Catatan Hitam Ketidakadilan Hukum dan Melemahnya Pemberantasan Korupsi di Indonesia. Oleh: Syifa Nailah Muazarah, S.Si., Aktivis LKMC dan Alumni Astronomi ITB.
Pemberantasan korupsi di Indonesia kembali tercederai oleh aparat penegak hukum. Masyarakat makin hari makin pesimis dengan keberpihakan pemerintah terhadap keadilan dan kebersihan lembaga dari racun korupsi.
Seperti dilansir dalam detik.com, Jaksa Penuntut Umum di Pengadilan Tinggi Jakarta Utara telah mengajukan tuntutan 1 tahun penjara kepada dua tersangka penyiraman air keras atas korban Novel Baswedan. Tuntutan ini cukup mengecewakan publik.

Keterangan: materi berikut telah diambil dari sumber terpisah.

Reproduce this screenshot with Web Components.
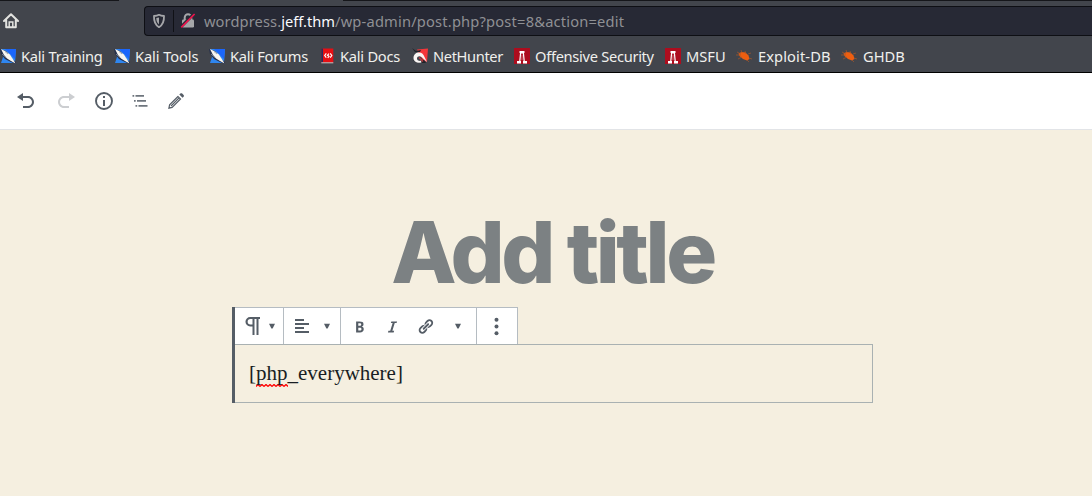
<!DOCTYPE html>
<html lang="en">
<head>
<meta charset="utf-8">
<title>Edit Post</title>
<style>
html,body{margin:0;height:100%;overflow:hidden;background:#f5efe0}
</style>
</head>
<body>
<app-window></app-window>
<script>
const define=(name,html,setup)=>customElements.define(name,class extends HTMLElement{
  constructor(){
    super();
    const t=document.createElement('template');
    t.innerHTML=html;
    this.attachShadow({mode:'open'}).append(t.content.cloneNode(true));
  }
  connectedCallback(){ if(setup) setup(this,this.shadowRoot); }
});

const dragon='<path d="M1 1h15l-1 14H1l2-6z" fill="#2f86f0"/><path d="M5 1h11l-1 10z" fill="#1b66fb"/><path d="M0 1L6 3L10 7L12 11L16 14V16L11 14L5 11L1 6Z" fill="#26304a"/><path d="M1 1L6 3.500L10 6.500L11.500 9L13.500 12L15.500 15.500L11 13L7 10.500L4 7Z" fill="#f8f6f1"/><path d="M2 6L6 9.500M5 3.500L8 6" stroke="#8b94a3" stroke-width=".8"/>';
const tower='<rect width="16" height="16" fill="#ad0d1e"/><path d="M5.500 3h5v2h-.5l.8 8H13v2.500H9V13h.6L8.800 5.500H7.200L6.400 13H7v2.500H3V13h2.200l.8-8h-.5z" fill="#fff"/><path d="M7.600 7h.8v5h-.8z" fill="#d28389"/>';
const bug='<path d="M2.500 5.500l3-1.500 4 .5 3 3 1 3.500-2.500 1.500-4-1.500-3.500-3z" fill="#ee5e10"/><path d="M1 4l4 2M5 2l1 3M9 3l1 3M0 7h5M2 11l4-2M12 6l3-1M11 12l2 2M13 10l3 1" stroke="#a75629" stroke-width=".7" fill="none"/>';
const icons={
  dragon:[16,dragon],tower:[16,tower],bug:[16,bug],
  docs:[16,'<path d="M2.300 .5h12v14h-12z" fill="#e60f14"/><path d="M2.300 .5h1.700v14H2.300z" fill="#26305e"/><path d="M2.300 14.300h12v1h-12z" fill="#cfc3c3"/><path d="M7.300 5.300L5.700 7.500L7.300 9.700M11.200 5.300l1.600 2.200L11.200 9.700M9.900 5.700L8.500 7.300l1.500 1L8.700 10" fill="none" stroke="#fff" stroke-width="1.200"/>'],
  nethunter:[16,'<path d="M5 1.500L16 .5 15 14l-4-2-4-6z" fill="#f4363a"/><path d="M0 0l4 3 5-1-1 2-5 0zM1 12l4 3 9 0-2-3z" fill="#202228"/><path d="M15 14L9.500 9C7.500 7.500 5 8.500 5 10.500S7 13 9 12.500L9.500 14.500C5 15.500 1.500 13.500 1.500 10S4 4.500 7 4.500s4.500 2 5.500 4.500z" fill="#faf6f4"/><path d="M7 9.500l4 4" stroke="#c8383d" stroke-width="1.200"/>'],
  home:[16,'<path d="M1 8L8 1.200 15 8M3.200 7v7.200h9.600V7" fill="none" stroke="#e2e2df" stroke-width="2" stroke-linejoin="round" stroke-linecap="round"/><path d="M6.200 14V9h3.600v5" fill="none" stroke="#e2e2df" stroke-width="1.500"/>'],
  shield:[16,'<path d="M8 1.800c1.500.8 3.200 1.100 5 1.200.2 4.800-.8 8.700-5 11.200C3.800 11.700 2.800 7.800 3 3c1.800-.1 3.500-.4 5-1.200z" fill="none" stroke="#a5a6a9" stroke-width="1.800" stroke-linejoin="round"/><path d="M8 4.500v7c-2.300-1.700-2.700-4-2.700-6.400z" fill="#a5a6a9"/>'],
  lock:[16,'<path d="M4.700 7V4.500a3.300 3.300 0 0 1 6.600 0V7" fill="none" stroke="#a5a6a9" stroke-width="2"/><rect x="2" y="6.500" width="12" height="8" rx="1.200" fill="#a5a6a9"/><path d="M1 13.800L13.500 1.300" stroke="#272935" stroke-width="3"/><path d="M1.300 14.300L14.600 1" stroke="#f0134d" stroke-width="1.700"/>'],
  undo:[20,'<path d="M12 5H7V2L1 6l6 4V7h5c2.200 0 4 1.800 4 4s-1.800 4-4 4H7v2h5c3.300 0 6-2.700 6-6s-2.700-6-6-6z"/>'],
  redo:[20,'<path d="M8 5h5V2l6 4-6 4V7H8c-2.200 0-4 1.800-4 4s1.800 4 4 4h5v2H8c-3.300 0-6-2.700-6-6s2.700-6 6-6z"/>'],
  info:[20,'<circle cx="10" cy="10" r="8" fill="none" stroke="currentColor" stroke-width="1.900"/><path d="M9 5h2v2H9zM9 9h2v6H9z"/>'],
  outline:[20,'<path d="M2.500 4h1.700v1.800H2.500zM5.500 4H14v1.800H5.500zM4 9h1.700v1.800H4zM7 9h9v1.800H7zM5.500 14h1.700v1.800H5.500zM8.500 14h9v1.800h-9z" opacity=".85"/>'],
  pencil:[20,'<path d="M12 5.500L3.600 13.900 2.900 17.100 6.100 16.400 14.500 8zM5 15L12.800 7.200" fill="none" stroke="currentColor" stroke-width="1.200"/><path d="M13.300 3.500L14.400 2.500c.6-.5 1.300-.5 1.800 0l1.400 1.400c.5.5.5 1.200 0 1.800L16.500 6.700z"/>'],
  pilcrow:[20,'<path d="M17 1v2h-1.500v16h-2V3h-2v16h-2v-8.500H7.200A4.750 4.750 0 0 1 7.200 1zM9.500 3H7.400a2.750 2.750 0 0 0 0 5.500h2.100z"/>'],
  align:[20,'<path d="M3 3h9v2H3zM3 7h14v2H3zM3 11h9v2H3zM3 15h14v2H3z"/>'],
  bold:[20,'<path d="M6 4v13h4.540c1.370 0 2.460-.33 3.260-1 .8-.66 1.200-1.580 1.200-2.770 0-.84-.17-1.510-.51-2.010s-.9-.85-1.670-1.030v-.09c.57-.1 1.020-.4 1.360-.9s.51-1.130.51-1.910c0-1.140-.39-1.980-1.170-2.500C12.750 4.260 11.500 4 9.780 4H6zm2.570 5.150V6.260h1.360c.73 0 1.270.11 1.610.32.34.22.51.58.51 1.070 0 .54-.16.92-.47 1.150s-.82.35-1.510.35h-1.500zm0 2.190h1.600c1.440 0 2.160.53 2.160 1.610 0 .6-.17 1.050-.51 1.340s-.86.43-1.570.43H8.570v-3.380z"/>'],
  italic:[20,'<path d="M14.780 6h-2.130l-2.800 9h2.120l-.62 2H4.600l.62-2h2.140l2.800-9H8.030l.62-2h6.750z"/>'],
  link:[20,'<path d="M17.740 2.760c1.680 1.690 1.680 4.410 0 6.100l-1.530 1.520c-1.120 1.120-2.700 1.470-4.140 1.090l2.620-2.610.76-.77.76-.76c.84-.84.84-2.200 0-3.040-.84-.85-2.200-.85-3.040 0l-.77.76-3.380 3.380c-.37-1.440-.02-3.020 1.100-4.140l1.520-1.530c1.690-1.680 4.420-1.680 6.100 0zM8.590 13.430l5.340-5.340c.42-.42.42-1.100 0-1.520-.44-.43-1.130-.39-1.530 0l-5.330 5.340c-.42.42-.42 1.100 0 1.520.44.43 1.130.39 1.520 0zm-.76 2.290l4.140-4.150c.38 1.440.03 3.020-1.090 4.140l-1.520 1.530c-1.690 1.680-4.410 1.680-6.100 0-1.680-1.680-1.680-4.420 0-6.100l1.530-1.520c1.120-1.120 2.700-1.470 4.140-1.100l-4.140 4.150c-.85.84-.85 2.200 0 3.050.84.84 2.200.84 3.040 0z"/>'],
  caret:[6,'<path d="M0 .8h6L3.600 5.500H2.400z"/>'],
  dots:[20,'<circle cx="10" cy="2.900" r="2.100"/><circle cx="10" cy="10" r="2.100"/><circle cx="10" cy="17.100" r="2.100"/>']
};

define('ui-icon','<style>:host{display:block;flex:none;line-height:0}svg{display:block;fill:currentColor}</style><span></span>',(el,root)=>{
  const [box,body]=icons[el.getAttribute('name')], s=el.getAttribute('size')||box;
  root.querySelector('span').innerHTML=`<svg width="${s}" height="${s}" viewBox="0 0 ${box} ${box}">${body}</svg>`;
});

customElements.define('bookmark-bar',class extends HTMLElement{
  constructor(){
    super();
    // icon, label, item width, icon gap, tracking
    const items=[['dragon','Kali Training',114,5,-.24],['dragon','Kali Tools',95,5,-.1],['dragon','Kali Forums',110,5,-.28],['docs','Kali Docs',93,5,-.25],['nethunter','NetHunter',102,5,-.37],['tower','Offensive Security',151,5,-.3],['tower','MSFU',71,5,0],['bug','Exploit-DB',105,6,.1],['bug','GHDB',70,6,0]];
    this.attachShadow({mode:'open'}).innerHTML=`<style>
:host{display:flex;align-items:center;height:36px;padding:4px 0 0;box-sizing:border-box;color:#f0f0ed;font:14.67px/20px "Noto Sans",sans-serif}
div{display:flex;align-items:center;flex:none;white-space:nowrap}
</style>`+items.map(([i,t,w,g,s])=>`<div style="width:${w}px;gap:${g}px;letter-spacing:${s}px"><ui-icon name="${i}"></ui-icon><span>${t}</span></div>`).join('');
  }
});

define('address-bar',`<style>
:host{display:flex;align-items:center;box-sizing:border-box;flex:1;height:30px;border:1px solid #0e0f14;border-right:0;border-radius:4px 0 0 4px;background:#272935;padding-left:6px;color:#8f9094;font:14.67px/20px "Noto Sans",sans-serif;white-space:pre}
i{width:1px;height:22px;background:#101116;margin:0 6px 0 6px}
span{margin-left:8px;letter-spacing:.1px}
b{font-weight:400;color:#fbfbfe;letter-spacing:0}
em{font-style:normal;letter-spacing:.19px}
</style><ui-icon name="shield"></ui-icon><i></i><ui-icon name="lock"></ui-icon><span>wordpress.<b>jeff.thm</b><em>/wp-admin/post.php?post=8&amp;action=edit</em></span>`);

define('browser-chrome',`<style>
:host{display:flex;flex-direction:column;box-sizing:border-box;height:73px;background:#42454c;border-bottom:1px solid #000}
.tabs{display:flex;justify-content:space-between;height:1px}
.tabs i{background:#15161a;width:119px}
.tabs i+i{width:749px}
.nav{display:flex;align-items:center;height:30px;padding:5px 0 0 3px}
.nav address-bar{margin-left:125px}
</style><div class="tabs"><i></i><i></i></div>
<div class="nav"><ui-icon name="home"></ui-icon><address-bar></address-bar></div>
<bookmark-bar></bookmark-bar>`);

define('editor-header',`<style>
:host{display:flex;align-items:center;box-sizing:border-box;height:57px;padding-left:16px;background:#fff;border-bottom:1px solid #e2e4e7;color:#555d66}
ui-icon+ui-icon{margin-left:16px}
ui-icon.off{color:#ccced1;margin-left:20px}
ui-icon.info{margin-left:18px}
</style><ui-icon name="undo"></ui-icon><ui-icon class="off" name="redo"></ui-icon><ui-icon class="info" name="info"></ui-icon><ui-icon name="outline"></ui-icon><ui-icon name="pencil"></ui-icon>`);

define('block-toolbar',`<style>
:host{display:flex;box-sizing:border-box;width:283px;height:37px;border-top:1px solid #b5bcc2;border-right:1px solid #b5bcc2;background:#fff;color:#555d66}
div{display:flex;align-items:center;box-sizing:border-box;border-right:1px solid #b5bcc2;flex:none}
div:last-child{border:0}
</style>
<div style="width:49px;padding-left:8px;gap:6px"><ui-icon name="pilcrow"></ui-icon><ui-icon name="caret"></ui-icon></div>
<div style="width:57px;padding-left:8px;gap:12px"><ui-icon name="align"></ui-icon><ui-icon name="caret"></ui-icon></div>
<div style="width:136px;padding-left:9.500px"><ui-icon name="bold" size="17"></ui-icon><ui-icon name="italic" size="17" style="margin-left:16px"></ui-icon><ui-icon name="link" size="17" style="margin-left:16px"></ui-icon><ui-icon name="caret" style="margin-left:21.500px"></ui-icon></div>
<div style="width:40px;padding-left:10px"><ui-icon name="dots" size="19"></ui-icon></div>`);

define('paragraph-block',`<style>
:host{display:block;box-sizing:border-box;width:641px;border-left:3px solid #555d66}
.body{box-sizing:border-box;height:59px;border:1px solid #a9b1b2;border-left:0;padding:13px 14px;font:21px/30px "Liberation Serif",serif;color:#191e23}
.misspelt{padding-bottom:2px;background:url("data:image/svg+xml,%3Csvg xmlns='http://www.w3.org/2000/svg' width='4' height='3'%3E%3Cpath d='M0 2.500L2 .5L4 2.500' fill='none' stroke='%23f00' stroke-width='1.300'/%3E%3C/svg%3E") left bottom/4px 3px repeat-x}
</style><block-toolbar></block-toolbar><div class="body">[<span class="misspelt">php</span>_everywhere]</div>`);

define('post-editor',`<style>
:host{display:block;height:366px;box-sizing:border-box;padding:73px 0 0 232px;background:#f5efe0}
h1{margin:0;width:641px;height:104px;text-align:center;white-space:nowrap;font:800 85px/100px Inter,sans-serif;letter-spacing:-.0415625em;color:#7c8183}
</style><h1>Add title</h1><paragraph-block></paragraph-block>`);

define('app-window',`<style>:host{display:block;width:1092px;height:496px;overflow:hidden}</style>
<browser-chrome></browser-chrome><editor-header></editor-header><post-editor></post-editor>`);
</script>
</body>
</html>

Pasalnya, tersangka telah menyiramkan sejumlah air keras ke wajah Novel dan menyebabkan mata kiri korban rusak parah dan bahkan cacat permanen.
Jaksa menganggap bahwa kedua korban tidak sengaja mengenain wajah korban, alih-alih badan korban yang ditargetkan dalam rangka memberi pelajaran kepada Novel. Alasan ini sungguh mencengangkan publik dan menuai kontroversi. Hasil peradilan yang diharapkan adil memihak keadilan, nyatanya berujung kekecewaan dengan hasil yang irasional. Masyarakat menaruh curiga keberadaan pihak-pihak tertentu yang diuntungkan atas kejadian ini berusaha untuk mengelak dari dakwaan hukum.
Hal ini semakin membuat masyarakat jengah dengan ulah para penguasa dan orang-orang yang mencurangi hukum dan kemudian berlindung dari hukum itu sendiri. Dan menambah catatan kelam pemberantasan korupsi di Indonesia yang sudah dimulai dari masa orde lama, orde baru dan bahkan setelah terjadinya reformasi.
Para pelaku korupsi tidak pernah kapok bahkan telah menjadi kebiasaan beberapa pihak untuk melakukan praktik korupsi dan menghindar dari hukum. Perubahan hukum pemberantasan korupsi juga tidak kunjung menunjukkan hasilnya. Bukannya kasus korupsi berkurang, tapi justru hukum semakin mudah menjadi mainan berbagai pihak yang sudah kebal dengan korupsi.
Bahkan lembaga Indonesia Corruption Watch (ICW) menilai terjadi penurunan penindakan kasus korupsi selama tahun 2019 hingga kini. Bukan karena kasusnya berkurang, tetapi ruang gerak pemberantas korupsi semakin disulitkan kian harinya, seperti yang terjadi pada kasus Novel Baswedan. Pemberantas korupsi dibayang-bayangi ancaman keselamatan dan ketidakadilan hukum. Hal ini sungguh mengkhawatirkan hukum negeri ini yang semakin lunak kepada pihak-pihak yang mampu membeli hukum dan tajam kepada lawan politik dan kepentingannya.
Ketidakadilan kembali dipertontonkan kepada publik bak drama korea berkepanjangan. Ini semakin menegaskan kepada masyarakat bahwa mencari keadilan di tengah hukum yang memihak segelintir manusia berduit hanyalah ilusi berkepanjangan.
Janji-janji keadilan dan penegakkan anti korupsi seakan menjadi slogan-slogan penguasa dan beberapa pihak saja. Rakyat yang tidak disokong oleh suntikan dana besar tidak lagi memiliki tempat di mata hukum.
Catatan hitam sebelum reformasi kembali berulang dan menunjukkan wajah sesungguhnya. Mengapa perubahan hukum yang terus terjadi dari orde lama, orde baru dan bahkan reformasi tidak juga menunjukkan tegaknya keadilan di negeri ini? Kasus korupsi seperti telah menjadi sebuah pandemi karena tidak lagi terjadi satu dua kali, melainkan berkali-kali dan tersebar dari Sabang hingga Merauke. Bahkan, menjangkiti berbagai departemen pemerintahan mulai dari lembaga legislatif, eksekutif dan yudikatif. Proses peradilannya mudah dibeli saat tertangkap basah sebagai tersangka.
Lantas jangan salahkan rakyat jika sudah krisis kepercayaan kepada hukum negeri ini beserta para penegak hukumnya. Toh rakyat hanya dibutuhkan untuk membayar pajak dan sederet tagihan lainnya yang kemudian dengan santai di korupsi oleh segelintir pihak dan ‘dilindungi’ oleh hukum itu sendiri.